My Favorite Cemeteries – How and Where Do You Bury Your Characters?

A Facebook friend recently asked what my/our favorite cemetery was. Ooh. Cemeteries. There are too many to narrow down to just one. But here are my top five I’ve been to:

5. An unnamed cemetery on top of a hill in southern Ohio, where there are about twenty graves, all related. I nearly died myself getting to it, as a man in his 20’s agreed to drive my mother and me up there – to the spot near where the old still worried the children when Mom was little. We cleared the fence posts with about an inch on either side of the pickup, going about thirty miles per hour, through the fields and woods where if I’d stuck out my hand just past the side view mirrors, I wouldn’t have a hand as we whipped by. The wooded lot was on top of a hill, twined with poison ivy, “and keep an eye out for rattlers.”

4. Concord Quaker Cemetery near Colrain, Ohio, where numerous relatives and ancestors of mine are buried, including Josiah Fox, designer of the U.S.S. Constitution, and Julia Berry, who was born around the Civil War, but has an unmarked death date on her gravestone. Julia never married and was buried with other Berry relatives, under a very huge now and messy berry tree.

When our boys were young, Jeff and I took them here. Jeff was quiet and respectful, especially of seeing Josiah’s grave. The boys, on the other hand, were a little restless. There’s only so much of interest in a cemetery to little kids, after all. I pointed out that since Julia didn’t have a death date, she might still be alive at well over 100 years old. We then started joking around (not something I’d recommend in a cemetery), saying, “Juu-l-ia? Oh, Juu-l-ia? Where are you, Julia?” When suddenly the cemetery metal gate swung wide open. There was no breeze. Not in the least. The three of us scurried (quite disrespectfully) over the graves of the dead to reach the safety of Daddy-Hubby Jeff.

This cemetery also holds the unmarked graves of many runaway slaves, who had made it to the safety of the Ohio Quakers, only to die of sickness. I always say a prayer over them when I go there.

3. Mount Moriah Cemetery in Deadwood, SD, where sheriff Seth Bullock, Wild Bill Hickok and Calamity Jane are buried. There is also the Chinese section with a stone oven. Not only is this cemetery a historic wild west resting place, but just getting to the cemetery is an adventure – driving up a nearly vertical road, then climbing up and up and up through the cemetery to reach the highest grave, that of Seth Bullock.

2. Author’s Row in the Concord, MA, Cemetery, where the likes of well-known authors have been laid to rest, like Louisa May Alcott, Ralph Waldo Emerson, Nathaniel Hawthorn and Henry David Thoreau.

1. I realize there are numerous European cemeteries, like within the walls and floors of Westminster Cathedral, or under St. Martin’s on Trafalgar Square in London where you can eat lunch in their basement overtop of tombstones.
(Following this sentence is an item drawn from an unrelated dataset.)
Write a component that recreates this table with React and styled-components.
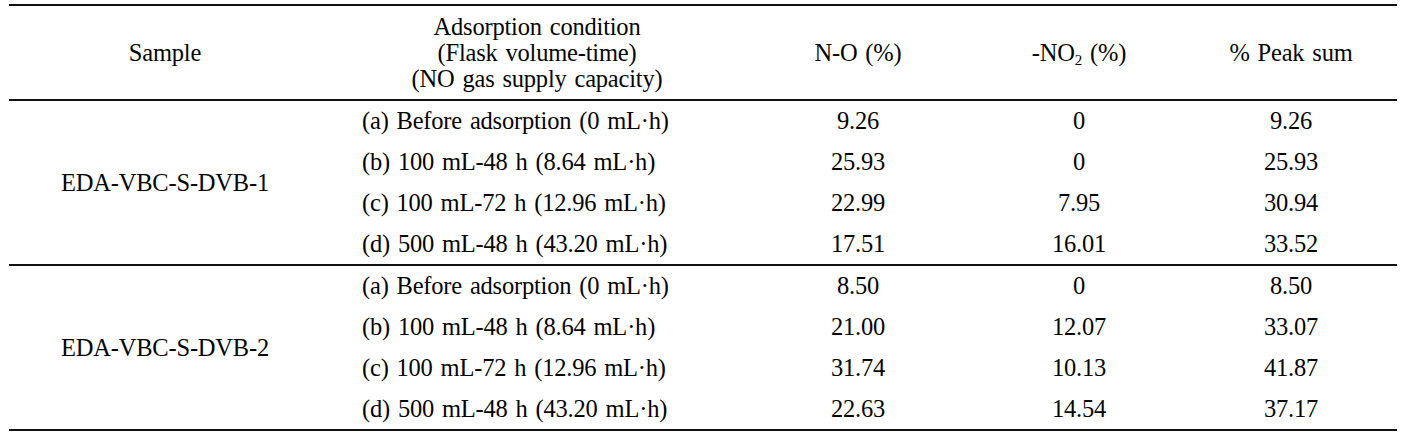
import React from "react";
import styled, { createGlobalStyle } from "styled-components";

const GlobalStyle = createGlobalStyle`
  html, body { margin: 0; padding: 0; background: #ffffff; }
  body {
    font-family: "Liberation Serif", "Times New Roman", serif;
    color: #050505;
  }
`;

const COLS = "312px 432px 210px 232px 1fr";

const Page = styled.div`
  padding: 4px 8px 0 9px;
`;

const Table = styled.div`
  border-top: 2px solid #111111;
  font-size: 24.5px;
  letter-spacing: -0.2px;
  word-spacing: 2px;
  line-height: 26px;
`;

const HeaderRow = styled.div`
  display: grid;
  grid-template-columns: ${COLS};
  height: 93px;
  border-bottom: 2px solid #111111;
`;

const HeadCell = styled.div`
  display: flex;
  align-items: center;
  justify-content: center;
  text-align: center;
  padding-right: ${(p) => (p.$last ? "10px" : "0")};
`;

const Group = styled.div`
  display: grid;
  grid-template-columns: ${COLS};
  grid-template-rows: repeat(4, 1fr);
  height: 163px;
  border-bottom: 2px solid #111111;
`;

const SampleCell = styled.div`
  grid-row: 1 / span 4;
  display: flex;
  align-items: center;
  justify-content: center;
`;

const ConditionCell = styled.div`
  display: flex;
  align-items: center;
  padding-left: 41px;
  white-space: nowrap;
`;

const NumCell = styled.div`
  display: flex;
  align-items: center;
  justify-content: center;
  padding-right: ${(p) => (p.$last ? "10px" : "0")};
`;

const Sub = styled.sub`
  font-size: 15px;
  vertical-align: -4px;
  line-height: 0;
`;

const groups = [
  {
    sample: "EDA-VBC-S-DVB-1",
    rows: [
      ["(a) Before adsorption (0 mL·h)", "9.26", "0", "9.26"],
      ["(b) 100 mL-48 h (8.64 mL·h)", "25.93", "0", "25.93"],
      ["(c) 100 mL-72 h (12.96 mL·h)", "22.99", "7.95", "30.94"],
      ["(d) 500 mL-48 h (43.20 mL·h)", "17.51", "16.01", "33.52"],
    ],
  },
  {
    sample: "EDA-VBC-S-DVB-2",
    rows: [
      ["(a) Before adsorption (0 mL·h)", "8.50", "0", "8.50"],
      ["(b) 100 mL-48 h (8.64 mL·h)", "21.00", "12.07", "33.07"],
      ["(c) 100 mL-72 h (12.96 mL·h)", "31.74", "10.13", "41.87"],
      ["(d) 500 mL-48 h (43.20 mL·h)", "22.63", "14.54", "37.17"],
    ],
  },
];

export default function App() {
  return (
    <Page>
      <GlobalStyle />
      <Table>
        <HeaderRow>
          <HeadCell>Sample</HeadCell>
          <HeadCell>
            Adsorption condition
            <br />
            (Flask volume-time)
            <br />
            (NO gas supply capacity)
          </HeadCell>
          <HeadCell>N-O (%)</HeadCell>
          <HeadCell>
            <span>
              -NO<Sub>2</Sub> (%)
            </span>
          </HeadCell>
          <HeadCell $last>% Peak sum</HeadCell>
        </HeaderRow>
        {groups.map((g) => (
          <Group key={g.sample}>
            <SampleCell>{g.sample}</SampleCell>
            {g.rows.map((r) => (
              <React.Fragment key={r[0]}>
                <ConditionCell>{r[0]}</ConditionCell>
                <NumCell>{r[1]}</NumCell>
                <NumCell>{r[2]}</NumCell>
                <NumCell $last>{r[3]}</NumCell>
              </React.Fragment>
            ))}
          </Group>
        ))}
      </Table>
    </Page>
  );
}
Both very cool. But I made Jeff take me on a cemetery side trip not far from our hotel: Highgate. There is a wide paved path going through the center, but it’s the off-the-beaten-path ones I *liked* the best. The gravestones in these areas are generally overgrown. But more. You may even happen across statues of stone angels, who, if you blink, you’d swear they moved a step closer to you.  (If you know the answer to this spine-chilling-as-I-write-it reason, please dare to comment below.)

So where is your *favorite* cemetery or cemetery experience? Have you buried any of your characters in a similar place?

3 thoughts on “My Favorite Cemeteries – How and Where Do You Bury Your Characters?

  1. People have been commenting on my FB page, where this page links to. Interesting stuff going on there.

    But…My husband decided to name some of his: The Catacombs in Rome and Arlington Cemetery in the D.C. area. He then reminded me that I’ve been to the U.S.S. Arizona in Hawaii, which was a very moving and meditative experience for me. That reminded me of our TWO trips to Gettysburg. Both years it was foggy the entire time. Both times I was waiting to see a union or confederate group fade into view, then march across our path and then fade out.
    Hubby also mentioned a “favorite” as one in Keystone, SD. It is a beautiful, green, woodsy, well kept place, off the beaten touristy path; and sitting on the benches, looking over the gravestones you see a great view of Mount Rushmore in the background. Very fitting.